CHALLENGE → Wherever a line holds the word "image", copy that line out.

Front-end source files →
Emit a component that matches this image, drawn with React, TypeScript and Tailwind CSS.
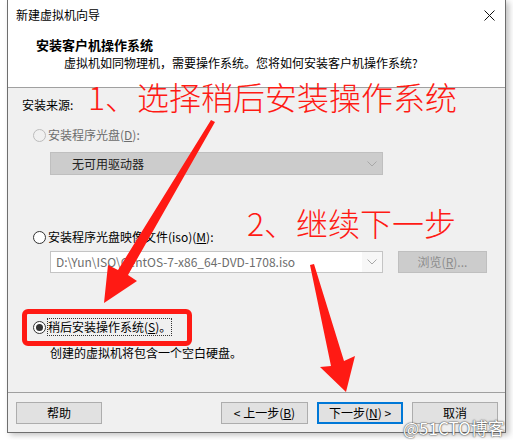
import React from "react";

const Radio = ({ checked = false, disabled = false }: { checked?: boolean; disabled?: boolean }) => (
  <span
    className={`flex h-[13px] w-[13px] items-center justify-center rounded-full border ${
      disabled ? "border-[#bcbcbc] bg-[#f0f0f0]" : "border-[#333333] bg-white"
    }`}
  >
    {checked && <span className="h-[7px] w-[7px] rounded-full bg-[#333333]" />}
  </span>
);

const Chevron = () => (
  <svg width="10" height="6" viewBox="0 0 10 6" className="shrink-0">
    <polyline points="0.5,0.5 5,5 9.5,0.5" fill="none" stroke="#a8a8a8" strokeWidth="1" />
  </svg>
);

const Btn = ({ children, primary = false, className = "" }: { children: React.ReactNode; primary?: boolean; className?: string }) => (
  <div
    className={`flex h-[22px] items-center justify-center bg-[#e1e1e1] text-black ${
      primary ? "border-2 border-[#0078d7]" : "border border-[#adadad]"
    } ${className}`}
  >
    {children}
  </div>
);

export default function App() {
  return (
    <div className="relative h-[440px] w-[513px] overflow-hidden bg-white font-['Noto_Sans_CJK_SC','Microsoft_YaHei',sans-serif] text-[12px] leading-[16px] text-black">
      <div className="ml-[7px] flex h-[433px] w-[499px] flex-col border-x border-b border-[#6e6e6e] bg-[#f0f0f0] shadow-[3px_2px_6px_rgba(0,0,0,0.25)]">
        {/* title bar */}
        <div className="flex h-[30px] items-center justify-between bg-white pl-[8px] pr-[10px]">
          <span>新建虚拟机向导</span>
          <svg width="11" height="11" viewBox="0 0 11 11">
            <path d="M0.5 0.5 L10.5 10.5 M10.5 0.5 L0.5 10.5" stroke="#111" strokeWidth="1" />
          </svg>
        </div>

        {/* header */}
        <div className="h-[58px] border-b border-[#a0a0a0] bg-white pt-[6px]">
          <div className="pl-[28px] text-[13px] font-bold leading-[18px]">安装客户机操作系统</div>
          <div className="pl-[56px] leading-[18px]">虚拟机如同物理机，需要操作系统。您将如何安装客户机操作系统?</div>
        </div>

        {/* body */}
        <div className="flex h-[304px] flex-col pl-[14px]">
          <div className="mt-[9px]">安装来源:</div>

          <div className="mt-[14px] flex items-center gap-[2px] pl-[11px] text-[#6d6d6d]">
            <Radio disabled />
            <span>
              安装程序光盘(<span className="underline">D</span>):
            </span>
          </div>

          <div className="ml-[28px] mt-[9px] flex h-[23px] w-[333px] items-center justify-between border border-[#bfbfbf] bg-[#cccccc] pl-[21px] pr-[5px] text-[#222]">
            <span>无可用驱动器</span>
            <Chevron />
          </div>

          <div className="mt-[54px] flex items-center gap-[2px] pl-[11px]">
            <Radio />
            <span>
              安装程序光盘映像文件(iso)(<span className="underline">M</span>):
            </span>
          </div>

          <div className="mt-[6px] flex items-center">
            <div className="ml-[28px] flex h-[22px] w-[333px] items-stretch border border-[#c4c4c4] bg-white text-[#6d6d6d]">
              <div className="flex flex-1 items-center pl-[5px]">D:\Yun\ISO\CentOS-7-x86_64-DVD-1708.iso</div>
              <div className="flex w-[20px] items-center justify-center bg-[#f7f7f7]">
                <Chevron />
              </div>
            </div>
            <div className="ml-[15px] flex h-[22px] w-[89px] items-center justify-center border border-[#bfbfbf] bg-[#cccccc] text-[#8c8c8c]">
              浏览(<span className="underline">R</span>)...
            </div>
          </div>

          <div className="mt-[46px] flex items-center gap-[2px] pl-[11px]">
            <Radio checked />
            <span className="outline outline-1 outline-dotted outline-[#333]">
              稍后安装操作系统(<span className="underline">S</span>)。
            </span>
          </div>

          <div className="mt-[10px] pl-[28px]">创建的虚拟机将包含一个空白硬盘。</div>
        </div>

        {/* footer */}
        <div className="flex flex-1 items-start border-t border-[#a0a0a0] pl-[8px] pt-[9px]">
          <Btn className="w-[86px]">帮助</Btn>
          <Btn className="ml-[119px] w-[87px]">
            &lt; 上一步(<span className="underline">B</span>)
          </Btn>
          <Btn primary className="ml-[9px] w-[86px]">
            下一步(<span className="underline">N</span>) &gt;
          </Btn>
          <Btn className="ml-[9px] w-[86px]">取消</Btn>
        </div>
      </div>

      {/* annotations */}
      <div className="absolute left-[22px] top-[309px] h-[37px] w-[170px] rounded-[6px] border-[5px] border-[#ff1a14]" />

      <svg className="absolute left-0 top-0" width="513" height="440" viewBox="0 0 513 440">
        <polygon points="211,120 215,122 128,275 137,281 104,303 108,265 118,270" fill="#ff1a14" />
        <polygon points="310,265 314,264 344,361 355,356 346,392 320,367 331,366" fill="#ff1a14" />
      </svg>

      <div className="absolute left-[88px] top-[76px] text-[32px] font-light leading-[40px] text-[#ff1a14]">1、选择稍后安装操作系统</div>
      <div className="absolute left-[247px] top-[202px] text-[32px] font-light leading-[40px] text-[#ff1a14]">2、继续下一步</div>

      <div className="absolute left-[403px] top-[417px] text-[17px] leading-[22px] text-white [text-shadow:0_0_2px_#444,0_0_1px_#444]">
        @51CTO博客
      </div>
    </div>
  );
}
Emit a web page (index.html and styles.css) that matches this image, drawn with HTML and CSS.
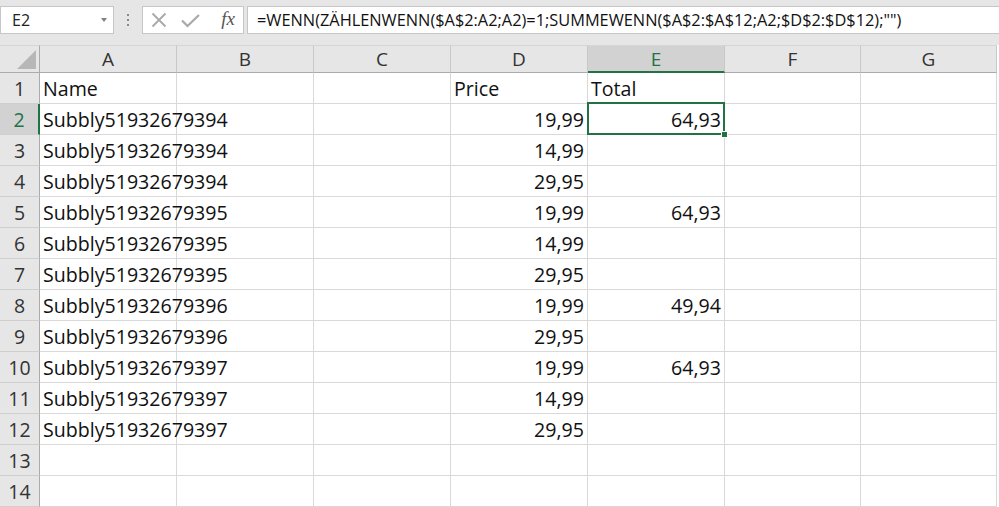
FILE: index.html
```html
<!DOCTYPE html>
<html>
<head>
<meta charset="utf-8">
<link rel="stylesheet" href="styles.css">
</head>
<body>
<div class="app">
  <div class="toolbar">
    <div class="namebox"><span class="nb-text">E2</span><span class="nb-arrow"></span></div>
    <div class="grip"><span></span><span></span><span></span></div>
    <div class="fbuttons">
      <svg class="ico-x" width="16" height="16" viewBox="0 0 16 16"><path d="M1.5 1.5 L14.5 14.5 M14.5 1.5 L1.5 14.5" stroke="#a9a9a9" stroke-width="1.8" fill="none"/></svg>
      <svg class="ico-check" width="19" height="15" viewBox="0 0 19 15"><path d="M1 7.5 L6.5 13 L18 2" stroke="#a9a9a9" stroke-width="2.2" fill="none"/></svg>
      <span class="fx">fx</span>
    </div>
    <div class="formula">=WENN(ZÄHLENWENN($A$2:A2;A2)=1;SUMMEWENN($A$2:$A$12;A2;$D$2:$D$12);"")</div>
  </div>
  <div class="sheet">
    <div class="corner"><span class="tri"></span></div>
    <div class="ch">A</div><div class="ch">B</div><div class="ch">C</div><div class="ch">D</div><div class="ch ch-sel">E</div><div class="ch">F</div><div class="ch">G</div>

    <div class="rh">1</div><div class="c">Name</div><div class="c"></div><div class="c"></div><div class="c">Price</div><div class="c">Total</div><div class="c"></div><div class="c"></div>
    <div class="rh rh-sel">2</div><div class="c">Subbly51932679394</div><div class="c"></div><div class="c"></div><div class="c n">19,99</div><div class="c n sel">64,93<span class="handle"></span></div><div class="c"></div><div class="c"></div>
    <div class="rh">3</div><div class="c">Subbly51932679394</div><div class="c"></div><div class="c"></div><div class="c n">14,99</div><div class="c n"></div><div class="c"></div><div class="c"></div>
    <div class="rh">4</div><div class="c">Subbly51932679394</div><div class="c"></div><div class="c"></div><div class="c n">29,95</div><div class="c n"></div><div class="c"></div><div class="c"></div>
    <div class="rh">5</div><div class="c">Subbly51932679395</div><div class="c"></div><div class="c"></div><div class="c n">19,99</div><div class="c n">64,93</div><div class="c"></div><div class="c"></div>
    <div class="rh">6</div><div class="c">Subbly51932679395</div><div class="c"></div><div class="c"></div><div class="c n">14,99</div><div class="c n"></div><div class="c"></div><div class="c"></div>
    <div class="rh">7</div><div class="c">Subbly51932679395</div><div class="c"></div><div class="c"></div><div class="c n">29,95</div><div class="c n"></div><div class="c"></div><div class="c"></div>
    <div class="rh">8</div><div class="c">Subbly51932679396</div><div class="c"></div><div class="c"></div><div class="c n">19,99</div><div class="c n">49,94</div><div class="c"></div><div class="c"></div>
    <div class="rh">9</div><div class="c">Subbly51932679396</div><div class="c"></div><div class="c"></div><div class="c n">29,95</div><div class="c n"></div><div class="c"></div><div class="c"></div>
    <div class="rh">10</div><div class="c">Subbly51932679397</div><div class="c"></div><div class="c"></div><div class="c n">19,99</div><div class="c n">64,93</div><div class="c"></div><div class="c"></div>
    <div class="rh">11</div><div class="c">Subbly51932679397</div><div class="c"></div><div class="c"></div><div class="c n">14,99</div><div class="c n"></div><div class="c"></div><div class="c"></div>
    <div class="rh">12</div><div class="c">Subbly51932679397</div><div class="c"></div><div class="c"></div><div class="c n">29,95</div><div class="c n"></div><div class="c"></div><div class="c"></div>
    <div class="rh">13</div><div class="c"></div><div class="c"></div><div class="c"></div><div class="c"></div><div class="c"></div><div class="c"></div><div class="c"></div>
    <div class="rh">14</div><div class="c"></div><div class="c"></div><div class="c"></div><div class="c"></div><div class="c"></div><div class="c"></div><div class="c"></div>
  </div>
</div>
</body>
</html>
```

FILE: styles.css
```css
* { box-sizing: border-box; }
html, body {
  margin: 0;
  padding: 0;
  background: #e6e6e6;
  overflow: hidden;
}
.app {
  width: 999px;
  height: 507px;
  overflow: hidden;
  font-family: "Open Sans", "Liberation Sans", sans-serif;
}
.toolbar {
  height: 45px;
  display: flex;
  align-items: flex-start;
  padding-top: 6px;
  background: #e6e6e6;
}
.namebox {
  width: 115px;
  height: 28px;
  background: #fff;
  border: 1px solid #c6c6c6;
  display: flex;
  align-items: center;
  padding-left: 11px;
  position: relative;
  font-size: 16px;
  color: #222;
}
.nb-text { flex: 1; }
.nb-arrow {
  width: 0;
  height: 0;
  border-left: 3.5px solid transparent;
  border-right: 3.5px solid transparent;
  border-top: 4px solid #808080;
  margin-right: 6px;
}
.grip {
  width: 29px;
  height: 28px;
  display: flex;
  flex-direction: column;
  align-items: center;
  justify-content: center;
  gap: 3px;
}
.grip span {
  width: 2px;
  height: 2px;
  background: #8a8a8a;
}
.fbuttons {
  width: 103px;
  height: 28px;
  background: #fff;
  border: 1px solid #c6c6c6;
  display: flex;
  align-items: center;
  padding-left: 8px;
}
.ico-x { margin-right: 14px; }
.ico-check { margin-right: 21px; margin-top: 1px; }
.fx {
  font-family: "Liberation Serif", serif;
  font-style: italic;
  font-size: 19px;
  color: #555;
  margin-top: -2px;
}
.formula {
  margin-left: 3px;
  width: 752px;
  flex: none;
  height: 28px;
  background: #fff;
  border: 1px solid #c6c6c6;
  border-right: none;
  padding-left: 9px;
  font-size: 16.35px;
  line-height: 27px;
  color: #111;
  white-space: nowrap;
}
.sheet {
  display: grid;
  grid-template-columns: 40px 137px 137px 137px 137px 137px 136px 136px;
  grid-template-rows: 28px repeat(14, 31px);
  background: #fff;
  width: 999px;
}
.corner {
  background: #e6e6e6;
  border-right: 1px solid #ababab;
  border-bottom: 1px solid #ababab;
  border-top: 1px solid #d6d6d6;
  position: relative;
}
.tri {
  position: absolute;
  right: 3px;
  bottom: 3px;
  width: 0;
  height: 0;
  border-left: 19px solid transparent;
  border-bottom: 19px solid #b7b7b7;
}
.ch {
  background: #e6e6e6;
  border-top: 1px solid #d6d6d6;
  border-right: 1px solid #c8c8c8;
  border-bottom: 1px solid #ababab;
  display: flex;
  align-items: center;
  justify-content: center;
  font-size: 19px;
  color: #333;
}
.ch-sel {
  background: #d2d2d2;
  color: #217346;
  border-bottom: 2px solid #217346;
}
.rh {
  background: #e6e6e6;
  border-right: 1px solid #ababab;
  border-bottom: 1px solid #cfcfcf;
  display: flex;
  align-items: center;
  justify-content: center;
  font-size: 19.5px;
  color: #333;
}
.rh-sel {
  background: #d2d2d2;
  color: #217346;
  border-right: 2px solid #217346;
}
.c {
  border-right: 1px solid #d9d9d9;
  border-bottom: 1px solid #d9d9d9;
  font-size: 19.6px;
  line-height: 31px;
  padding: 0 3px;
  white-space: nowrap;
  color: #111;
  overflow: visible;
}
.c.n { text-align: right; }
.sel { position: relative; }
.sel::after {
  content: "";
  position: absolute;
  left: -1px;
  top: -2px;
  right: -1px;
  bottom: -1px;
  border: 2px solid #217346;
  pointer-events: none;
}
.handle {
  position: absolute;
  right: -4px;
  bottom: -4px;
  width: 7px;
  height: 7px;
  background: #217346;
  border: 1px solid #fff;
  z-index: 2;
}
```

FINISHED TASK →
Emit a component that matches this image, drawn with React, TypeScript and Tailwind CSS.
Emit a web page (index.html and styles.css) that matches this image, drawn with HTML and CSS.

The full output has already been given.